Re: gcc compile-time performance

In message <>, "David S. Miller" write
 > The biggest offender on x86 for some of my profiles seems to be
 > for_each_rtx(), which actually stems a tiny bit from stupidity in
 > for_each_rtx (some recursion can be eliminated) and a lot of stupidity
 > in CSE.
 > CSE's approx_reg_cost() is the true problem...  That thing gets called
 > on every expression CSE inserts into it's tables, every address that
 > the cost is computed for, etc. (which is "a lot").  What's more it is
 > implemented stupidly (construct a reg set just to check for bits set,
 > ummm why not just do the counter bumping in the for_each_rtx helper
 > function, duh...)
 > Furthermore, when approx_reg_cost does get a REG, it should just
 > return -1 to for_each_rtx so it doesn't look into subexpressions
 > of the REG (translating into 2 or 1 useless recursive call to
 > for_each_rtx depending upon whether simple recursion has been
 > eliminated from for_each_rtx).
 > Finally, the whole hardreg counting thing is just to see if there
 > is ONE hard reg present in the expression.  This also only matters
 > on SMALL_REGISTER_CLASSES machines, so we can just return '1' from
 > approx_reg_cost_1() if we see a hard reg on a S_R_C target and check
 > that in the top-level return from for_each_rtx().

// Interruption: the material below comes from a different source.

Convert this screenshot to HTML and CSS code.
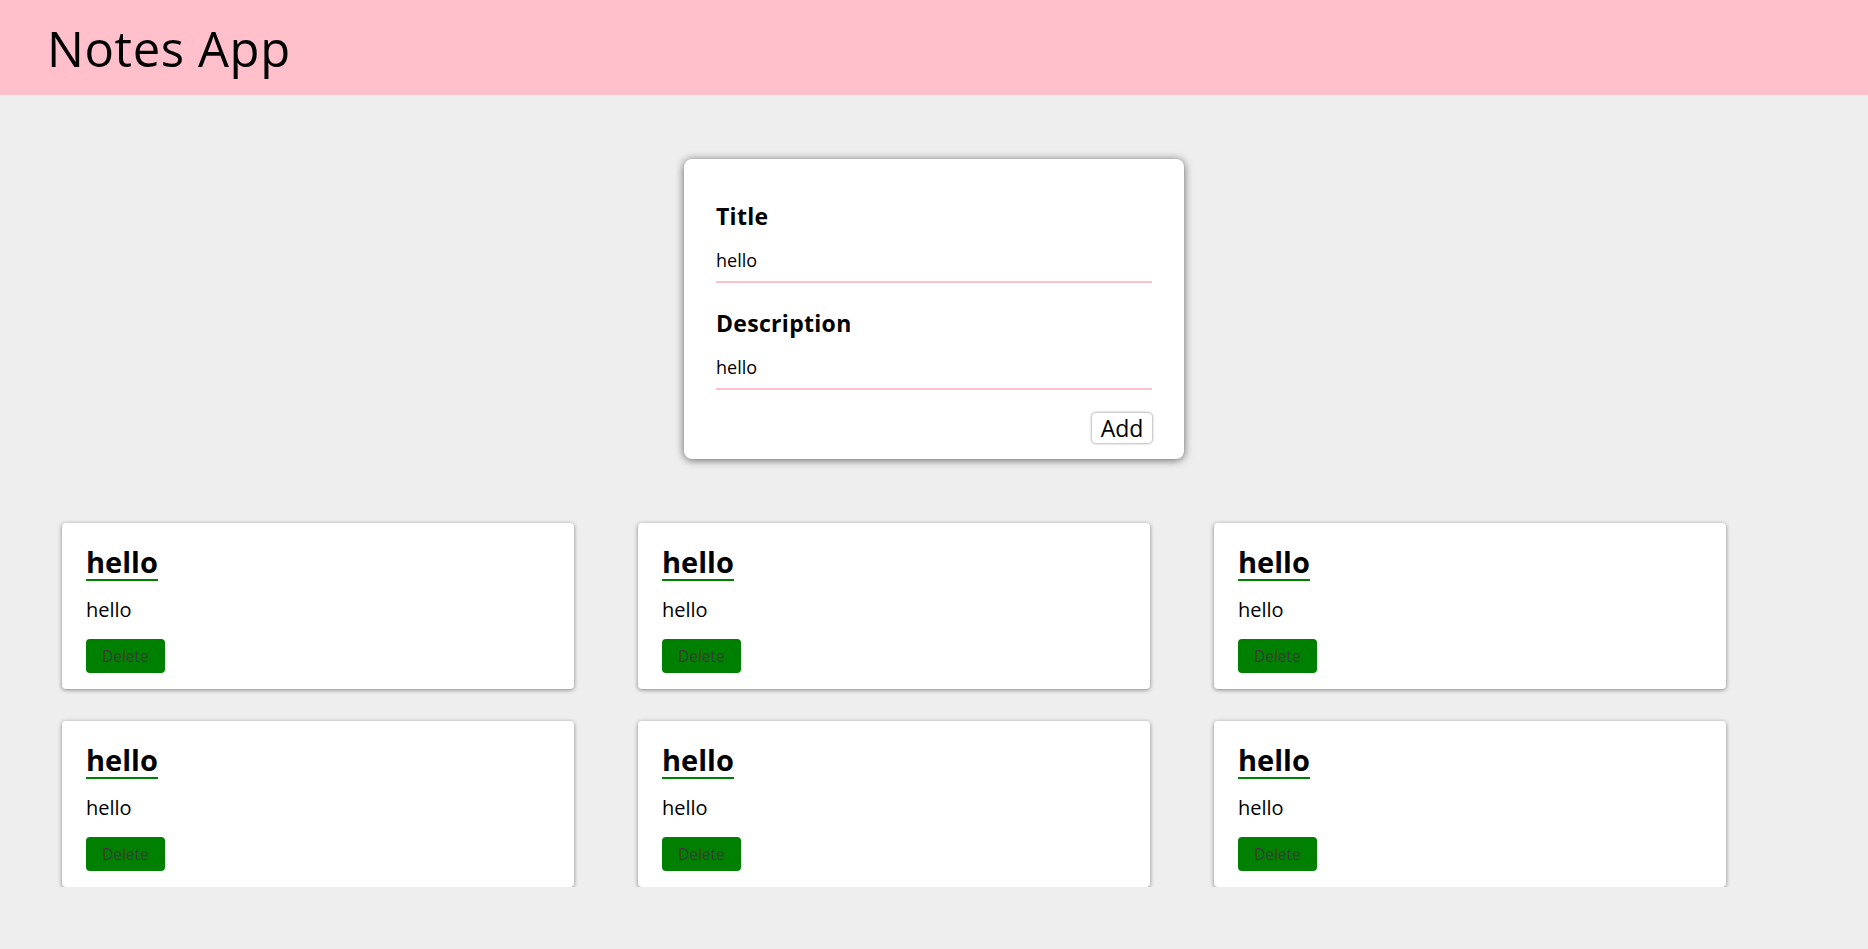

 > I've begun to hack up most of this...  patch below in case anyone
 > wants to play along at home.
 > One big disappointment is that, because approx_reg_cost runs on
 > just about any RTX, we can't use note_uses() just like gcse.c
 > does to find REGs.  note_uses only works on the toplevel pattern
 > of an INSN.
 > Even with my fixes below, for_each_rtx still is the third function
 > listed in the x86 profiles (right under memset() and cse_insn()).
 > I started to look into the memset() issues, but got distracted
 > when I noticed this approx_reg_cost() buisness...
 > Basically, I discovered that the compiler spends most of it's time
 > computing a heuristic... I think that speaks for itself :-)
[ ... ]
Whoops.  It is this change that gets me 1-2%.  

The change to cselib causes my PAs to hang in cselib_invalidate_regno.